* _Exercise goal_
Count lines with "React" in them. Report only the total.

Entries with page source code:
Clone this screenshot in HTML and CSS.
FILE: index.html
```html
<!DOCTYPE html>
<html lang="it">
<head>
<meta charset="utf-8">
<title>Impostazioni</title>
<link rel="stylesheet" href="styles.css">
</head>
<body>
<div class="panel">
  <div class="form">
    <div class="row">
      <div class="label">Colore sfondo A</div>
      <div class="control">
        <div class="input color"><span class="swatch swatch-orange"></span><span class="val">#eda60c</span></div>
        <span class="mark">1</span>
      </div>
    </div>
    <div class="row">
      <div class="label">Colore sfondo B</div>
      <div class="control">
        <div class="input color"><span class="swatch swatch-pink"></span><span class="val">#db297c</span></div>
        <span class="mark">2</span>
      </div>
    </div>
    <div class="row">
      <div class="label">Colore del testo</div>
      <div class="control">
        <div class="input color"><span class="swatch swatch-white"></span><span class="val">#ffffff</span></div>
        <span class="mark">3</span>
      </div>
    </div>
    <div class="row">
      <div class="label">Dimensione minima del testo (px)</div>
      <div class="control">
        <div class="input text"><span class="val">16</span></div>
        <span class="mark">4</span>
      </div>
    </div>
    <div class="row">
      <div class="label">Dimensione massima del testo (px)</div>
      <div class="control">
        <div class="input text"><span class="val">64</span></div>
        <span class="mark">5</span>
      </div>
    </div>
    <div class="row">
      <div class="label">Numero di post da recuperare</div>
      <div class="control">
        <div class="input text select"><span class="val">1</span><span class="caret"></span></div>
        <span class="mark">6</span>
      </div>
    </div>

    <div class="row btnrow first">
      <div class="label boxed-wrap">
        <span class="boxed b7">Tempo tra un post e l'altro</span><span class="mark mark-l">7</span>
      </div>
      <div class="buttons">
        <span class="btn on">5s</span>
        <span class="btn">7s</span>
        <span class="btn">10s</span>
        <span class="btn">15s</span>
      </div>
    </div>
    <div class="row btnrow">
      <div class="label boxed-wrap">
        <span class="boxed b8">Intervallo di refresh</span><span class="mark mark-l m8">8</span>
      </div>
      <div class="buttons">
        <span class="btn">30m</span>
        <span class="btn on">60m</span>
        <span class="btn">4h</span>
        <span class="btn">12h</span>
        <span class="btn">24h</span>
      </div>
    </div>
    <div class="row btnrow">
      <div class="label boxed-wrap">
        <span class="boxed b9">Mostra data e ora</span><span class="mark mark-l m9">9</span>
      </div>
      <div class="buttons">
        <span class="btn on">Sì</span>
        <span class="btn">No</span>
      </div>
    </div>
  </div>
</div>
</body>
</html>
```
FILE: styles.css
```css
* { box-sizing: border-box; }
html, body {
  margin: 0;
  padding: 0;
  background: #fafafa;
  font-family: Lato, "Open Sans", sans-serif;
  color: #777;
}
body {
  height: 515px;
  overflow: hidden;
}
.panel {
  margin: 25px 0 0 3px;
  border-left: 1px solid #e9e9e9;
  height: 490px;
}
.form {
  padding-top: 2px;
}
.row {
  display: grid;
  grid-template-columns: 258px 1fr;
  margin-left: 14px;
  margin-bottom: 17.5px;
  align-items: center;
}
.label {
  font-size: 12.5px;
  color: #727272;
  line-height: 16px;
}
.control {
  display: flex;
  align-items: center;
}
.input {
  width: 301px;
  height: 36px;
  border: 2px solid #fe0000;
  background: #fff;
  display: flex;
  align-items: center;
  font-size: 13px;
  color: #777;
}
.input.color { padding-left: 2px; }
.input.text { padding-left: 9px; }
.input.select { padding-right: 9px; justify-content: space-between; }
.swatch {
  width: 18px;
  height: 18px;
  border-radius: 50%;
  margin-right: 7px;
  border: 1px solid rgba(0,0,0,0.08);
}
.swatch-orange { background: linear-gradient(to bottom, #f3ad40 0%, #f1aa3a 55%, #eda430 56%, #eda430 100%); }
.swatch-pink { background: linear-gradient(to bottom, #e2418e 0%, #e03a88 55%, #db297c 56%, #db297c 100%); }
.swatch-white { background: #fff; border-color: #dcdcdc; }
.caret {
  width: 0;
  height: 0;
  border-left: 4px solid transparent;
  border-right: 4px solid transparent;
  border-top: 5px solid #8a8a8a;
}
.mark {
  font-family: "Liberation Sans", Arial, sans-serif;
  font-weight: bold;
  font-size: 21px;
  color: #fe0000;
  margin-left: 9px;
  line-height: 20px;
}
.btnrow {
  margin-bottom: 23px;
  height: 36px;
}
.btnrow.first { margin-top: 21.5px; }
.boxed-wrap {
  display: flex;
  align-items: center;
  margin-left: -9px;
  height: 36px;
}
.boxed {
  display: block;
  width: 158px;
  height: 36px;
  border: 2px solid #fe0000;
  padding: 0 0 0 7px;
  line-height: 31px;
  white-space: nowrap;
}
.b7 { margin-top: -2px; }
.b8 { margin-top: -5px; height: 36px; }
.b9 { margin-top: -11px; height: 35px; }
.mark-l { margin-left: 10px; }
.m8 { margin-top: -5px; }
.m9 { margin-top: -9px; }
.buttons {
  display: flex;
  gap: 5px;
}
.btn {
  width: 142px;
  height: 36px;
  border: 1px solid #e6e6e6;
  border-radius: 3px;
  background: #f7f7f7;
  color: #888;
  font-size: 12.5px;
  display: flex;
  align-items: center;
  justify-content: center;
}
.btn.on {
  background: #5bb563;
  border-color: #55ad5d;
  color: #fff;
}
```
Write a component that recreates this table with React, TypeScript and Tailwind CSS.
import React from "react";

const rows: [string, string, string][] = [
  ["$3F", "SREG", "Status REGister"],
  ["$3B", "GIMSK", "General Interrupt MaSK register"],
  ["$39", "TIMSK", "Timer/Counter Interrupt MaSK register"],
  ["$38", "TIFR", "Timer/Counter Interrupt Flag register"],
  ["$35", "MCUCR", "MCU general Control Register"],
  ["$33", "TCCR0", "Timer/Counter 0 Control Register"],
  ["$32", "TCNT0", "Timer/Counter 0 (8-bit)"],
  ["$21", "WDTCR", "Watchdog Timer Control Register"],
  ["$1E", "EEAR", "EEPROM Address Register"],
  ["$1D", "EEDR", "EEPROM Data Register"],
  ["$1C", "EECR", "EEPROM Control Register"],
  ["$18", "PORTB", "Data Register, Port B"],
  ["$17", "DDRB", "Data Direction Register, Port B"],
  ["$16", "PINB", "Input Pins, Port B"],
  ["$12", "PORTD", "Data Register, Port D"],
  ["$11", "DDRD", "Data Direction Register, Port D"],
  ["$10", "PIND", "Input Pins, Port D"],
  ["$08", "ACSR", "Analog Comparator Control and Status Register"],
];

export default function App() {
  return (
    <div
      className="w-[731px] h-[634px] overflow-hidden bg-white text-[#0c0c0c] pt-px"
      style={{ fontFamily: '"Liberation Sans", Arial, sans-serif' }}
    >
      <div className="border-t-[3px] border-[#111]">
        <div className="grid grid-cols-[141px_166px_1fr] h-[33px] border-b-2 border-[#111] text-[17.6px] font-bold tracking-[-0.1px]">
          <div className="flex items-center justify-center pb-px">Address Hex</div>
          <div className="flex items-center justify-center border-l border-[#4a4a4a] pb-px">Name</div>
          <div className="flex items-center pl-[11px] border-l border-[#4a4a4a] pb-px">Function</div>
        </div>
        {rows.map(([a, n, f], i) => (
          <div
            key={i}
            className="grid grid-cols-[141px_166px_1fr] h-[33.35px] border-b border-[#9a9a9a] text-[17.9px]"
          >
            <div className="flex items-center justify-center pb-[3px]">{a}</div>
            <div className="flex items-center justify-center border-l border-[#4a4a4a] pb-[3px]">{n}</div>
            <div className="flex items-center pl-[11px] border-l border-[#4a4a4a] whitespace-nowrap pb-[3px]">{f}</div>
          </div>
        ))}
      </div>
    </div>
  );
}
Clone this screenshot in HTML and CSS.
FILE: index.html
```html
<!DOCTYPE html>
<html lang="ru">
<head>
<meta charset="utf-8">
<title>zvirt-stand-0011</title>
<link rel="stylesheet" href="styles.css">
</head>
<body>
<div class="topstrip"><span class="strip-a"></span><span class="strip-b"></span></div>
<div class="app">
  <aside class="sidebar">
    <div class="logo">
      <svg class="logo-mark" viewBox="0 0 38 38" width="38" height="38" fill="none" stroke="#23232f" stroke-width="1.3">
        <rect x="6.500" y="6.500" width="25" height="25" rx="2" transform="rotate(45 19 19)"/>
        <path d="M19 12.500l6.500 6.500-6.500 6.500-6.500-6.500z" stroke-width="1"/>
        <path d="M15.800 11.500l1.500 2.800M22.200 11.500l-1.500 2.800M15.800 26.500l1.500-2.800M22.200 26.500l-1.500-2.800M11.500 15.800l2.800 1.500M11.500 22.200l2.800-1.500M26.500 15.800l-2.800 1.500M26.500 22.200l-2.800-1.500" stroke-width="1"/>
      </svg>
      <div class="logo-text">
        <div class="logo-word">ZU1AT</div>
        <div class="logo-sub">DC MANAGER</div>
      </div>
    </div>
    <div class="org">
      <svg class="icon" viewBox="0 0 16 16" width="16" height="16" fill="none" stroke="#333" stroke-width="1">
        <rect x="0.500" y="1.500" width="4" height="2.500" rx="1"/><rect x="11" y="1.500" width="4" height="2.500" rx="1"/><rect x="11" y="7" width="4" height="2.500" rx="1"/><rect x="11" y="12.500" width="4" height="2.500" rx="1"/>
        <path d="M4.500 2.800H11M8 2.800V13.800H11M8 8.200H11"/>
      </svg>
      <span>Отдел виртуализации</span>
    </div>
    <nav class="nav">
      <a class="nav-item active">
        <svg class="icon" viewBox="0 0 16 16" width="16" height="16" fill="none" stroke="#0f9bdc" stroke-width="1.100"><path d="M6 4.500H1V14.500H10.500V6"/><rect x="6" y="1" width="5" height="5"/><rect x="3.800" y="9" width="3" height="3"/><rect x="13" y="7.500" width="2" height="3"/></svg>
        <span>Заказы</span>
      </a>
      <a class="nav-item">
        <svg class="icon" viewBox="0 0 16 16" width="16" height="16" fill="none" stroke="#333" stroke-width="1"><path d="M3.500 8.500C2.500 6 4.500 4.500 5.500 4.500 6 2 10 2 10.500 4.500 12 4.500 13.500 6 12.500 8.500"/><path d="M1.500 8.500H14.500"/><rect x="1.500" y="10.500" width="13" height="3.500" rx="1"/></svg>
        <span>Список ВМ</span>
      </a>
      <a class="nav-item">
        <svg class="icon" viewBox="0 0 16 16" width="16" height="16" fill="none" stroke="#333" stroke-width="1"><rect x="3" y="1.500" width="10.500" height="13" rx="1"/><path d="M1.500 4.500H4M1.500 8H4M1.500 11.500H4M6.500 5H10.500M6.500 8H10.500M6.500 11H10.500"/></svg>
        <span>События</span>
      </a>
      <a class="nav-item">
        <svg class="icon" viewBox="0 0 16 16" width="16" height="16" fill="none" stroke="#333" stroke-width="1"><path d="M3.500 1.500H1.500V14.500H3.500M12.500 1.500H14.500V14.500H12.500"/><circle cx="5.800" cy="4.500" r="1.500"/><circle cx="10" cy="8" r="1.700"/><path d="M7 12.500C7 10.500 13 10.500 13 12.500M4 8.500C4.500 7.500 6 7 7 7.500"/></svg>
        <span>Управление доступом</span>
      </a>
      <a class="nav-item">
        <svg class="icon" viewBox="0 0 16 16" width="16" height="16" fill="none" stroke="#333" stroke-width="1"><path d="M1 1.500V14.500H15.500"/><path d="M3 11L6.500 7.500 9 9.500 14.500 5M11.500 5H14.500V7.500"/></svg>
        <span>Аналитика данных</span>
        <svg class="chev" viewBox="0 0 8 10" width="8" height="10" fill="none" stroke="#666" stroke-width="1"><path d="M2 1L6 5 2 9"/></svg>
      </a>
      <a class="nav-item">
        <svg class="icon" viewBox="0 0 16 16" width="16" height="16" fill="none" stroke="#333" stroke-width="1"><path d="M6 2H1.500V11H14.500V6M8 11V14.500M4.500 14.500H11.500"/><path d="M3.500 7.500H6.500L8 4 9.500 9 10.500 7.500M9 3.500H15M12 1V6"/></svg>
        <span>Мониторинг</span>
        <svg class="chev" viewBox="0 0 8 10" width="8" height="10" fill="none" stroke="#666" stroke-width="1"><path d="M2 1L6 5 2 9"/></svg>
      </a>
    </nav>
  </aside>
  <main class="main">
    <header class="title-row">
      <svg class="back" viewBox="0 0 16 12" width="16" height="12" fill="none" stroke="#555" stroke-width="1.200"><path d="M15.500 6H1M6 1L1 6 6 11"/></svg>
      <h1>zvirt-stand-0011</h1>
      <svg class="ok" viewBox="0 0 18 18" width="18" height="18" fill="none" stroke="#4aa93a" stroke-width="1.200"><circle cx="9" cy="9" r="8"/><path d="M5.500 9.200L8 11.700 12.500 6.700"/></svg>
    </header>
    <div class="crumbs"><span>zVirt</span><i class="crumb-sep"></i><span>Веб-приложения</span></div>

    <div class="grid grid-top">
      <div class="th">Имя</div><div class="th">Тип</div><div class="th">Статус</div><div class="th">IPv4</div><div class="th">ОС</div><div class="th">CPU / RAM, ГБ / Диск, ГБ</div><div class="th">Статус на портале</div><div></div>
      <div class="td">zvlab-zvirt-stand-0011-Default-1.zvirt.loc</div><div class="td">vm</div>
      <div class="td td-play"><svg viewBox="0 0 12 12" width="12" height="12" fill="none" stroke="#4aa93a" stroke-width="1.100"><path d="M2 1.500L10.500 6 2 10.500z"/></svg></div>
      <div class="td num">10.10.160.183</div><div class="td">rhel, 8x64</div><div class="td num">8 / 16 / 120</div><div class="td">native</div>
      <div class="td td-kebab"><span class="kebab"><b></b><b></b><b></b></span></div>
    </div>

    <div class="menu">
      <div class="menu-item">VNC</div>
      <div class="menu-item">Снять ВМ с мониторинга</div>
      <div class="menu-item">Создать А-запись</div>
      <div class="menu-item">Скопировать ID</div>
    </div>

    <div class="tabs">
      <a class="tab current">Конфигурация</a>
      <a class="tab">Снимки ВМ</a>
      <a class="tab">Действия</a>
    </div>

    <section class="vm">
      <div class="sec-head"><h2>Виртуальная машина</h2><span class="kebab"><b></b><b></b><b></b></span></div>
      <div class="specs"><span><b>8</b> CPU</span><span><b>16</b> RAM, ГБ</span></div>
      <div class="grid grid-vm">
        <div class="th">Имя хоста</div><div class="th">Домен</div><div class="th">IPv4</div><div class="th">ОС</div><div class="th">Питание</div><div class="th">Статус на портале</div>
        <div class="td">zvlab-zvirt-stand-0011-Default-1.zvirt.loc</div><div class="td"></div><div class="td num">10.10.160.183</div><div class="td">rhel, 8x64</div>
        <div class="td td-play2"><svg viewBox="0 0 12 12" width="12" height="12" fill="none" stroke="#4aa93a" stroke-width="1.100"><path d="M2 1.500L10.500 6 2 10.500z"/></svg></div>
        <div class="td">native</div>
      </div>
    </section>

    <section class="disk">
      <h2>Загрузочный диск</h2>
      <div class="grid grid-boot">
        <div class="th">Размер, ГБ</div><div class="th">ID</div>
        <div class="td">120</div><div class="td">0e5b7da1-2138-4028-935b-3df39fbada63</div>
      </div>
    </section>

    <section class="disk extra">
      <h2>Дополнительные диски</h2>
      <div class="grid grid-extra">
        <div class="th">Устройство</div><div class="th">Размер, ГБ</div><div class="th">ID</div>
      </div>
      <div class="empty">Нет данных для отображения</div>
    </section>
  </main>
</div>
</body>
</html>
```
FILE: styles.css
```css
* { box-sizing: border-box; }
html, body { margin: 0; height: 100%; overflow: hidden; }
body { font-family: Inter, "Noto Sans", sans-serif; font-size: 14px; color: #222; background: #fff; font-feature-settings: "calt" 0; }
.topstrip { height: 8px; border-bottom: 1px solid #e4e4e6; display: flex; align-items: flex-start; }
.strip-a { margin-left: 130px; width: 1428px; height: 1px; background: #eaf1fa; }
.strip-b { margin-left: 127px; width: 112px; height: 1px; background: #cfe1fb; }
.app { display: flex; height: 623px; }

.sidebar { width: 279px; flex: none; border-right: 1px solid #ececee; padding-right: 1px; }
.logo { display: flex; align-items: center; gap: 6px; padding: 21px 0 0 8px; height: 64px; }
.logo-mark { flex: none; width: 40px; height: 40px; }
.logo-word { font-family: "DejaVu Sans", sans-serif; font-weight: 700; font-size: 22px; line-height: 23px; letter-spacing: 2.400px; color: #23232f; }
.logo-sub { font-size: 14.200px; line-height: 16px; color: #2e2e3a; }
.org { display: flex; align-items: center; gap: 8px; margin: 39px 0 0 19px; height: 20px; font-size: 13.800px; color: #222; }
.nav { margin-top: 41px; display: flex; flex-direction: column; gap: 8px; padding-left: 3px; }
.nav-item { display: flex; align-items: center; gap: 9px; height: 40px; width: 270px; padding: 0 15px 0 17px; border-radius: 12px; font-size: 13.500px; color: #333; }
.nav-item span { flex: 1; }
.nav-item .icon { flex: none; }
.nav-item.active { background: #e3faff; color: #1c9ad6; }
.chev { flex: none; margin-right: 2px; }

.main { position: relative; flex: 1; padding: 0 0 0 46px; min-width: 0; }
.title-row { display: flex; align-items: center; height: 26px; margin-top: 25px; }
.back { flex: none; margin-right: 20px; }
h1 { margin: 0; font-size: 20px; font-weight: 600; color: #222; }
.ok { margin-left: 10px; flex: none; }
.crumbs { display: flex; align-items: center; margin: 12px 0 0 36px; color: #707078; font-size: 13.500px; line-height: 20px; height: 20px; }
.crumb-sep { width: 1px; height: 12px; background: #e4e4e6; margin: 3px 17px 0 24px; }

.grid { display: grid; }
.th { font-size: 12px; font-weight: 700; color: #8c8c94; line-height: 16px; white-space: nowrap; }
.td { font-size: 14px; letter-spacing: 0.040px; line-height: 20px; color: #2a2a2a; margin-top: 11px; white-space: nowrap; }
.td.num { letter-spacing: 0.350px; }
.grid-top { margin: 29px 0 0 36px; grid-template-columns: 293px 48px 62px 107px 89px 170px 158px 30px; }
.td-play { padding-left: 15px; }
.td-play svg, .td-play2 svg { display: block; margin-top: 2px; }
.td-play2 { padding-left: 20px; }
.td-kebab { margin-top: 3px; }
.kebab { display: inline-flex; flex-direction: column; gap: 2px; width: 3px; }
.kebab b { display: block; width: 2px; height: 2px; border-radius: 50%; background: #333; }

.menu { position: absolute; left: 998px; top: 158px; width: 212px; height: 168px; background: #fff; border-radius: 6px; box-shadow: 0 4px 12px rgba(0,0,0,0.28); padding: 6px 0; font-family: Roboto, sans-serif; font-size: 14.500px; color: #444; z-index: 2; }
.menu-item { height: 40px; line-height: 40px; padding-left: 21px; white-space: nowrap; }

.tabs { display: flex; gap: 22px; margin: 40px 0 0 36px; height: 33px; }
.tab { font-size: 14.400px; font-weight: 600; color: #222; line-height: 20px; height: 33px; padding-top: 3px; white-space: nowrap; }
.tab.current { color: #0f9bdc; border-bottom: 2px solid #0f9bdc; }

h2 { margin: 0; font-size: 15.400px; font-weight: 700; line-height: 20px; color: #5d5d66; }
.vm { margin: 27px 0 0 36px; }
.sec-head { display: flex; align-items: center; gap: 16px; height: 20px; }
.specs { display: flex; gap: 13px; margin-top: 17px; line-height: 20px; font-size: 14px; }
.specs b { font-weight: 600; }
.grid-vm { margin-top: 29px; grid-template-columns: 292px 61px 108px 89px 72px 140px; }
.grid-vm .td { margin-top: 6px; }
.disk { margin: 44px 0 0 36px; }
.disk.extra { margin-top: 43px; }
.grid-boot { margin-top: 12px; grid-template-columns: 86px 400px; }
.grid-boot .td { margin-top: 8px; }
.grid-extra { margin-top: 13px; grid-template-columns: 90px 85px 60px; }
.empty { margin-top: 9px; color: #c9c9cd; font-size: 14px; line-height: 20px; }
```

* _Final answer_
2